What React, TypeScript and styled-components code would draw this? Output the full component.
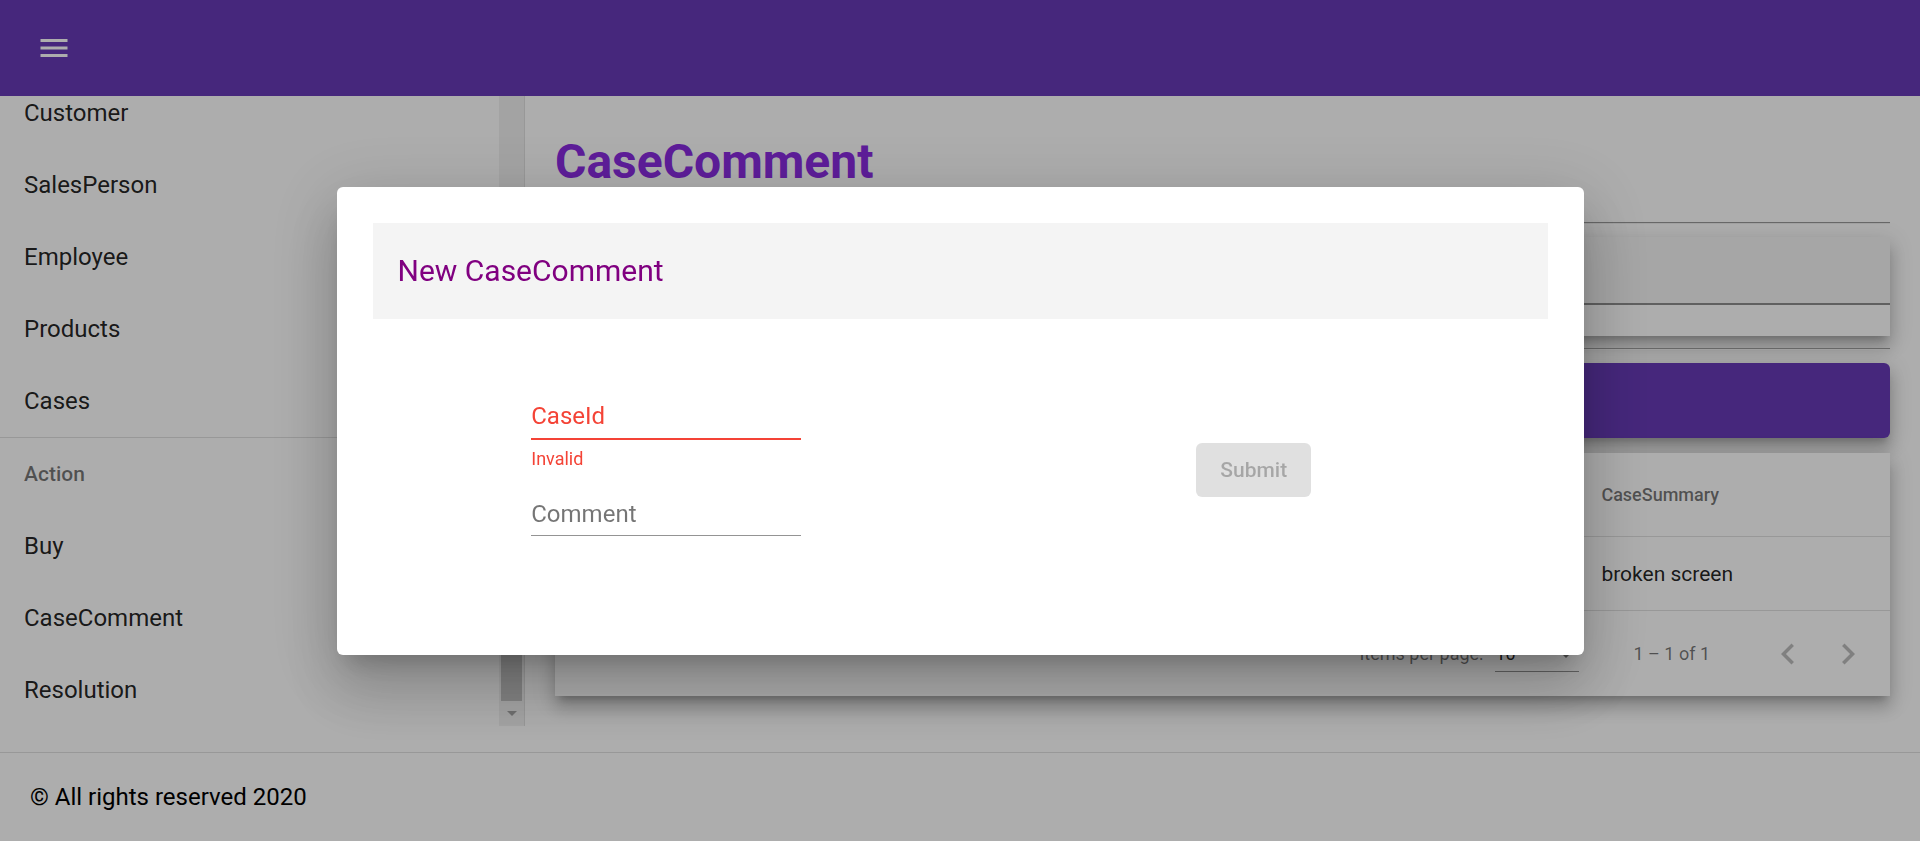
import React, { useLayoutEffect, useRef } from "react";
import styled, { createGlobalStyle } from "styled-components";

const GlobalStyle = createGlobalStyle`
  html, body {
    margin: 0;
    padding: 0;
    height: 100%;
    overflow: hidden;
    background: #ffffff;
  }
  body {
    font-family: Roboto, "Helvetica Neue", "Liberation Sans", sans-serif;
    color: rgba(0, 0, 0, 0.87);
  }
  #root { height: 100%; }
  *, *::before, *::after { box-sizing: border-box; }
`;

const elevation = `
  0 7.5px 7.5px -4.5px rgba(0, 0, 0, 0.2),
  0 12px 15px 1.5px rgba(0, 0, 0, 0.14),
  0 4.5px 21px 3px rgba(0, 0, 0, 0.12)
`;

const Page = styled.div`
  height: 841px;
  display: flex;
  flex-direction: column;
  background: #ffffff;
`;

const TopBar = styled.header`
  height: 96px;
  flex: none;
  background: #673ab7;
  display: flex;
  align-items: center;
  padding: 0 24px;
`;

const IconButton = styled.button`
  width: 60px;
  height: 60px;
  padding: 12px;
  border: 0;
  background: transparent;
  color: #ffffff;
  display: flex;
  align-items: center;
  justify-content: center;
`;

const Body = styled.div`
  height: 630px;
  flex: none;
  display: flex;
`;

const Sidebar = styled.nav`
  width: 525px;
  flex: none;
  border-right: 1px solid rgba(0, 0, 0, 0.12);
  background: #ffffff;
  display: flex;
`;

const NavScroller = styled.div`
  flex: 1;
  min-width: 0;
  overflow: hidden;
`;

const ScrollTrack = styled.div`
  width: 25px;
  flex: none;
  background: #f1f1f1;
  display: flex;
  flex-direction: column;
`;

const ThumbLane = styled.div`
  flex: 1;
  display: flex;
  flex-direction: column;
  justify-content: flex-end;
  padding: 0 2px;
`;

const Thumb = styled.div`
  height: 473px;
  background: #c1c1c1;
`;

const ScrollButton = styled.div`
  height: 25px;
  flex: none;
  display: flex;
  align-items: center;
  justify-content: center;
`;

const DownArrow = styled.span`
  width: 0;
  height: 0;
  border-left: 5px solid transparent;
  border-right: 5px solid transparent;
  border-top: 5px solid #a3a3a3;
`;

const NavList = styled.div`
  padding-top: 12px;
  display: flex;
  flex-direction: column;
`;

const NavItem = styled.a`
  height: 72px;
  flex: none;
  padding: 0 24px;
  font-size: 24px;
  line-height: 72px;
  color: rgba(0, 0, 0, 0.87);
  text-decoration: none;
  white-space: nowrap;
`;

const NavSubheader = styled.div`
  height: 72px;
  flex: none;
  padding: 0 24px;
  font-size: 21px;
  font-weight: 500;
  line-height: 72px;
  color: rgba(0, 0, 0, 0.54);
`;

const NavDivider = styled.div`
  height: 1px;
  flex: none;
  background: rgba(0, 0, 0, 0.12);
`;

const Main = styled.main`
  flex: 1;
  min-width: 0;
  padding: 40px 30px 30px;
  display: flex;
  flex-direction: column;
  overflow: hidden;
`;

const PageTitle = styled.h1`
  margin: 0;
  font-size: 48px;
  line-height: 52px;
  font-weight: 700;
  color: blueviolet;
`;

const Rule = styled.hr<{ $top: number }>`
  margin: ${(p) => p.$top}px 0 0;
  height: 2px;
  border: 0;
  border-top: 1px solid #9a9a9a;
  border-bottom: 1px solid #eeeeee;
  flex: none;
`;

const FilterCard = styled.div`
  margin-top: 13px;
  height: 99px;
  flex: none;
  background: #ffffff;
  box-shadow: ${elevation};
  display: flex;
  flex-direction: column;
`;

const FillArea = styled.div`
  height: 68px;
  background: #f5f5f5;
  border-bottom: 2px solid rgba(0, 0, 0, 0.42);
`;

const PurpleBar = styled.div`
  margin-top: 13px;
  height: 75px;
  flex: none;
  background: #673ab7;
  border-radius: 6px;
  box-shadow: ${elevation};
`;

const TableCard = styled.div`
  margin-top: 15px;
  flex: none;
  background: #ffffff;
  box-shadow: ${elevation};
  display: flex;
  flex-direction: column;
`;

const TableRow = styled.div<{ $header?: boolean }>`
  height: ${(p) => (p.$header ? 84 : 74)}px;
  display: grid;
  grid-template-columns: repeat(5, 1fr);
  align-items: center;
  padding: 0 36px;
  border-bottom: 1px solid rgba(0, 0, 0, 0.12);
  font-size: ${(p) => (p.$header ? 18 : 21)}px;
  font-weight: ${(p) => (p.$header ? 500 : 400)};
  color: ${(p) => (p.$header ? "rgba(0, 0, 0, 0.54)" : "rgba(0, 0, 0, 0.87)")};
`;

const Cell = styled.div`
  white-space: nowrap;
  overflow: hidden;
`;

const Paginator = styled.div`
  height: 85px;
  display: flex;
  align-items: center;
  justify-content: flex-end;
  padding: 0 12px;
  font-size: 18px;
  color: rgba(0, 0, 0, 0.54);
`;

const PageSizeLabel = styled.div`
  margin: 0 6px;
`;

const PageSizeSelect = styled.div`
  width: 84px;
  height: 28px;
  margin: 9px 18px 0 6px;
  padding-bottom: 7px;
  line-height: 20px;
  border-bottom: 1px solid rgba(0, 0, 0, 0.42);
  display: flex;
  align-items: center;
  justify-content: space-between;
  color: rgba(0, 0, 0, 0.87);
`;

const SelectArrow = styled.span`
  width: 0;
  height: 0;
  margin-right: 6px;
  border-left: 7px solid transparent;
  border-right: 7px solid transparent;
  border-top: 7px solid rgba(0, 0, 0, 0.54);
`;

const RangeLabel = styled.div`
  margin: 0 48px 0 36px;
`;

const PageButton = styled.button`
  width: 60px;
  height: 60px;
  border: 0;
  padding: 0;
  background: transparent;
  display: flex;
  align-items: center;
  justify-content: center;
  color: rgba(0, 0, 0, 0.26);
`;

const Footer = styled.footer`
  margin-top: 26px;
  height: 89px;
  flex: none;
  border-top: 1px solid rgba(0, 0, 0, 0.12);
  display: flex;
  align-items: center;
  padding: 0 30px;
  font-size: 24px;
  color: #000000;
`;

const Backdrop = styled.div`
  position: fixed;
  inset: 0;
  z-index: 10;
  background: rgba(0, 0, 0, 0.32);
  display: flex;
  align-items: center;
  justify-content: center;
`;

const Dialog = styled.div`
  width: 1247px;
  padding: 36px;
  background: #ffffff;
  border-radius: 6px;
  box-shadow: 0 16.5px 22.5px -10.5px rgba(0, 0, 0, 0.2),
    0 36px 57px 4.5px rgba(0, 0, 0, 0.14),
    0 13.5px 69px 12px rgba(0, 0, 0, 0.12);
`;

const DialogHeader = styled.div`
  height: 96px;
  background: #f4f4f4;
  display: flex;
  align-items: center;
  padding: 0 25px;
`;

const DialogTitle = styled.h2`
  margin: 0;
  font-size: 30px;
  font-weight: 400;
  color: purple;
`;

const FormRow = styled.form`
  display: grid;
  grid-template-columns: 1fr 1fr;
  padding: 53px 0 51px;
`;

const FieldColumn = styled.div`
  display: flex;
  flex-direction: column;
  align-items: center;
`;

const ActionColumn = styled.div`
  display: flex;
  align-items: center;
  justify-content: center;
`;

const Field = styled.div`
  width: 270px;
  height: 98px;
  padding-top: 31px;
  display: flex;
  flex-direction: column;
`;

const FieldLabel = styled.label<{ $error?: boolean }>`
  font-size: 24px;
  line-height: 27px;
  height: 27px;
  color: ${(p) => (p.$error ? "#f44336" : "rgba(0, 0, 0, 0.54)")};
`;

const Underline = styled.div<{ $error?: boolean }>`
  margin-top: ${(p) => (p.$error ? 8 : 7)}px;
  height: ${(p) => (p.$error ? 2 : 1.5)}px;
  background: ${(p) => (p.$error ? "#f44336" : "rgba(0, 0, 0, 0.42)")};
`;

const Hint = styled.div`
  margin-top: 9px;
  font-size: 18px;
  line-height: 20px;
  color: #f44336;
`;

const SubmitButton = styled.button`
  height: 54px;
  padding: 0 24px;
  border: 0;
  border-radius: 6px;
  background: rgba(0, 0, 0, 0.12);
  color: rgba(0, 0, 0, 0.26);
  font-family: Roboto, "Liberation Sans", sans-serif;
  font-size: 21px;
  font-weight: 500;
`;

const MenuIcon = () => (
  <svg width="36" height="36" viewBox="0 0 24 24" fill="currentColor">
    <path d="M3 18h18v-2H3v2zm0-5h18v-2H3v2zm0-7v2h18V6H3z" />
  </svg>
);

const ChevronLeft = () => (
  <svg width="42" height="42" viewBox="0 0 24 24" fill="currentColor">
    <path d="M15.41 7.41L14 6l-6 6 6 6 1.41-1.41L10.83 12z" />
  </svg>
);

const ChevronRight = () => (
  <svg width="42" height="42" viewBox="0 0 24 24" fill="currentColor">
    <path d="M10 6L8.59 7.41 13.17 12l-4.58 4.59L10 18l6-6z" />
  </svg>
);

const participants = ["Customer", "SalesPerson", "Employee", "Products", "Cases"];
const actions = ["Buy", "CaseComment", "Resolution"];
const columns = ["CaseId", "CustomerId", "ProductId", "CaseStatus", "CaseSummary"];
const row = ["CASE_001", "CUST_001", "PROD_001", "OPEN", "broken screen"];

export default function App() {
  const navRef = useRef<HTMLDivElement>(null);

  useLayoutEffect(() => {
    if (navRef.current) {
      navRef.current.scrollTop = navRef.current.scrollHeight;
    }
  }, []);

  return (
    <>
      <GlobalStyle />
      <Page>
        <TopBar>
          <IconButton aria-label="menu">
            <MenuIcon />
          </IconButton>
        </TopBar>
        <Body>
          <Sidebar>
            <NavScroller ref={navRef}>
              <NavList>
                <NavItem>Home</NavItem>
                <NavSubheader>Participant</NavSubheader>
                {participants.map((p) => (
                  <NavItem key={p}>{p}</NavItem>
                ))}
                <NavDivider />
                <NavSubheader>Action</NavSubheader>
                {actions.map((a) => (
                  <NavItem key={a}>{a}</NavItem>
                ))}
              </NavList>
            </NavScroller>
            <ScrollTrack>
              <ThumbLane>
                <Thumb />
              </ThumbLane>
              <ScrollButton>
                <DownArrow />
              </ScrollButton>
            </ScrollTrack>
          </Sidebar>
          <Main>
            <PageTitle>CaseComment</PageTitle>
            <Rule $top={34} />
            <FilterCard>
              <FillArea />
            </FilterCard>
            <Rule $top={12} />
            <PurpleBar />
            <TableCard>
              <TableRow $header>
                {columns.map((c) => (
                  <Cell key={c}>{c}</Cell>
                ))}
              </TableRow>
              <TableRow>
                {row.map((c) => (
                  <Cell key={c}>{c}</Cell>
                ))}
              </TableRow>
              <Paginator>
                <PageSizeLabel>Items per page:</PageSizeLabel>
                <PageSizeSelect>
                  <span>10</span>
                  <SelectArrow />
                </PageSizeSelect>
                <RangeLabel>1 – 1 of 1</RangeLabel>
                <PageButton disabled aria-label="Previous page">
                  <ChevronLeft />
                </PageButton>
                <PageButton disabled aria-label="Next page">
                  <ChevronRight />
                </PageButton>
              </Paginator>
            </TableCard>
          </Main>
        </Body>
        <Footer>© All rights reserved 2020</Footer>
      </Page>
      <Backdrop>
        <Dialog>
          <DialogHeader>
            <DialogTitle>New CaseComment</DialogTitle>
          </DialogHeader>
          <FormRow onSubmit={(e) => e.preventDefault()}>
            <FieldColumn>
              <Field>
                <FieldLabel $error>CaseId</FieldLabel>
                <Underline $error />
                <Hint>Invalid</Hint>
              </Field>
              <Field>
                <FieldLabel>Comment</FieldLabel>
                <Underline />
              </Field>
            </FieldColumn>
            <ActionColumn>
              <SubmitButton type="submit" disabled>
                Submit
              </SubmitButton>
            </ActionColumn>
          </FormRow>
        </Dialog>
      </Backdrop>
    </>
  );
}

________

__PROBLEM__. Copy every line of the data that holds the string "components".

__THE ANSWER__.
What React, TypeScript and styled-components code would draw this? Output the full component.
import styled, { createGlobalStyle } from "styled-components";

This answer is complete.